2017 – A fateful year for the EU

After last year’s surprise outcomes in the Brexit referendum and the US presidential election, the capital markets are now focusing on the upcoming elections in the euro zone. Worried investors are looking ahead in particular to the French presidential elections, where according to the most recent polls, Marine Le Pen, outspoken opponent of the European Union,  is riding high. France occupies an undisputed central role in the EU and the consequences for the capital markets of an election victory for Marine Le Pen would significantly outweigh those of Brexit.  


Higher Risk Premium ahead of the election

Accordingly, in the run-up to the presidential election on 23 April (first ballot), the risk premium on French government bonds has already significantly increased since the beginning of the year. After a return of 0.1% from OATs with 10 years maturity in Q4 of last year, these are currently yielding 0.9% – despite bond purchases by the ECB. This risk aversion becomes even more visible in the development of the interest differential between French government debt and German Bunds. The interest mark-up on comparative bonds has widened from 25 basis points at the beginning of the year to currently 70 basis points. Leaving aside the peak phase of the euro debt crisis in 2011, the current risk premium is the highest since 1995. The 25-year average for this interest differential is 39 basis points. The mood in France has thus had a significant deteriorating effect on the markets.

Macron VS. Fillon

At this time, the perception of the capital markets appears somewhat one-sided. The outcome of a victory for the other possible presidential candidates could herald long-awaited structural reforms in France. Republican candidate Francois Fillon and independent Emmanuel Macron (En Marche!), for example, both advocate significantly more flexible labour markets. From the perspective of investors, this represents a binary event. The uncertainty surrounding the euro zone is balanced against the opportunity of a form of ‘Agenda 2010’ in France. While productivity gains in Germany are gradually declining, it is possible that in the case of political upheaval economic leadership in Europe could pass over to France.

Current polls suggest that Macron is the most likely candidate to face Le Pen of Le Front National in the second ballot on 7 May. With the additional support of Francois Bayrou, the 39 year-old former economics minister will appeal to a broad swathe of the French Public. In contrast to Fillon – and not only as a consequence of the ‘Penelope scandal’ – Macron is not considered part of the ‘old’ political establishment per se. Up to now, Macron’s election platform has been considerably more moderate than that of the Republicans, which in a second ballot would give him the prospect of votes from the left. Fillon’s policies include abolishing the wealth tax and the 35-hour week, while Macron has stated that he would reduce wealth taxation and push for more flexible working hours. In some respects, the Macron agenda is not unlike those of Scandinavian countries.

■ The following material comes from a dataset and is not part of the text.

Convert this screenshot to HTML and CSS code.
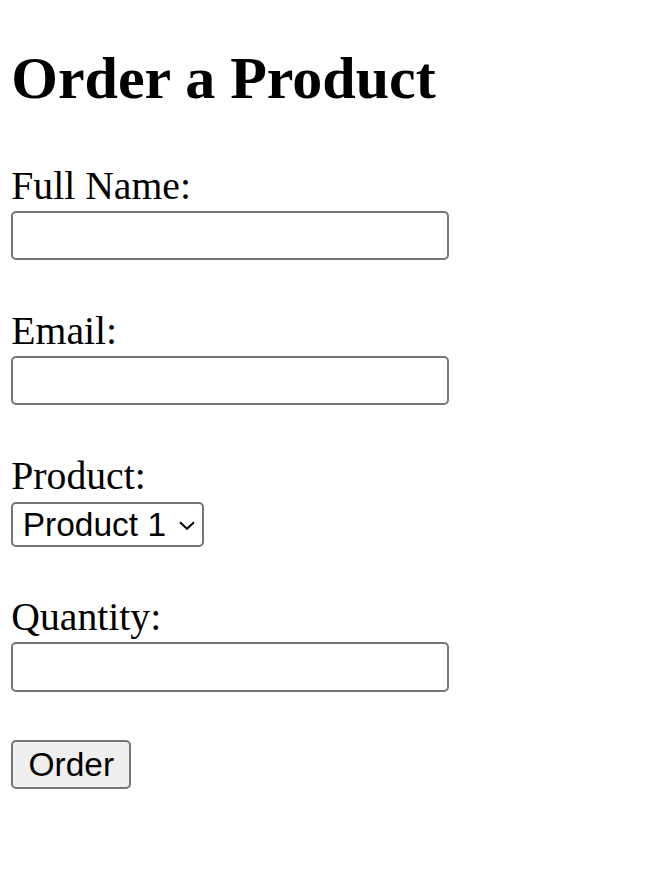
FILE: index.html
```html
<!DOCTYPE html>
<html>
<head>
<meta charset="utf-8">
<title>Order a Product</title>
<link rel="stylesheet" href="styles.css">
</head>
<body>
<div class="page">
  <h2 class="title">Order a Product</h2>
  <form class="order-form">
    <label class="field-label" for="name">Full Name:</label>
    <input class="text-input" id="name" type="text">
    <label class="field-label" for="email">Email:</label>
    <input class="text-input" id="email" type="email">
    <label class="field-label" for="product">Product:</label>
    <span class="select-wrap">
      <select class="select" id="product">
        <option>Product 1</option>
        <option>Product 2</option>
        <option>Product 3</option>
      </select>
      <svg class="chevron" width="16" height="9" viewBox="0 0 16 9"><path d="M1 1.2 L8 7.8 L15 1.2" fill="none" stroke="#000" stroke-width="2"/></svg>
    </span>
    <label class="field-label qty-label" for="qty">Quantity:</label>
    <input class="text-input" id="qty" type="number">
    <button class="btn" type="button">Order</button>
  </form>
</div>
</body>
</html>
```

FILE: styles.css
```css
html, body {
  margin: 0;
  padding: 0;
  background: #fff;
}
.page {
  padding: 0 11.3px;
  font-family: "Liberation Serif", "Times New Roman", serif;
  color: #000;
}
.title {
  margin: 45px 0 0;
  font-size: 60px;
  line-height: 66px;
  font-weight: bold;
}
.order-form {
  display: flex;
  flex-direction: column;
  align-items: flex-start;
}
.field-label {
  display: block;
  font-size: 39.7px;
  line-height: 44px;
  margin-top: 48.6px;
}
.field-label:first-child {
  margin-top: 52.7px;
}
.qty-label {
  margin-top: 48px;
}
.text-input {
  box-sizing: border-box;
  width: 438px;
  height: 49.6px;
  margin: 3px 0 0;
  border: 2px solid #767676;
  border-radius: 5px;
  background: #fff;
  padding: 0 5px;
  font-family: "Liberation Sans", Arial, sans-serif;
  font-size: 33px;
}
.text-input::-webkit-outer-spin-button,
.text-input::-webkit-inner-spin-button {
  -webkit-appearance: none;
  margin: 0;
}
.select-wrap {
  position: relative;
  display: block;
  margin-top: 4.3px;
}
.select {
  -webkit-appearance: none;
  appearance: none;
  box-sizing: border-box;
  width: 193px;
  height: 45px;
  margin: 0;
  padding: 0 0 0 9.4px;
  border: 2px solid #767676;
  border-radius: 5px;
  background: #fff;
  color: #000;
  font-family: "Liberation Sans", Arial, sans-serif;
  font-size: 33.5px;
  line-height: 41px;
}
.chevron {
  position: absolute;
  left: 168px;
  top: 18.5px;
  pointer-events: none;
}
.btn {
  box-sizing: border-box;
  width: 120px;
  height: 49.3px;
  margin-top: 48.2px;
  padding: 0;
  border: 2px solid #767676;
  border-radius: 5px;
  background: #efefef;
  color: #000;
  font-family: "Liberation Sans", Arial, sans-serif;
  font-size: 33.5px;
  line-height: 45px;
}
```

In our opinion, the prospects for a victory of Le Pen in a direct race against Macron are considerably less favourable than against Fillon, which was the expected scenario in December. Moreover, it remains to be seen to which extent Marine Le Pen would be able to carry out her proclaimed weakening of the EU. These plans are expected to be blocked by the majority in the National Assembly.    

With growing popularity in the polls for Macron and the negative sentiment in the bond markets, the risk-return profile for French government bonds can once again be rated as attractive. From the relative perspective against German Bunds, the risk spread appears, at this time, to be adequately pricing-in the uncertainty that surrounds the French presidential elections. In the second half of the year, uncertainties may well concern Germany and a possible political realignment.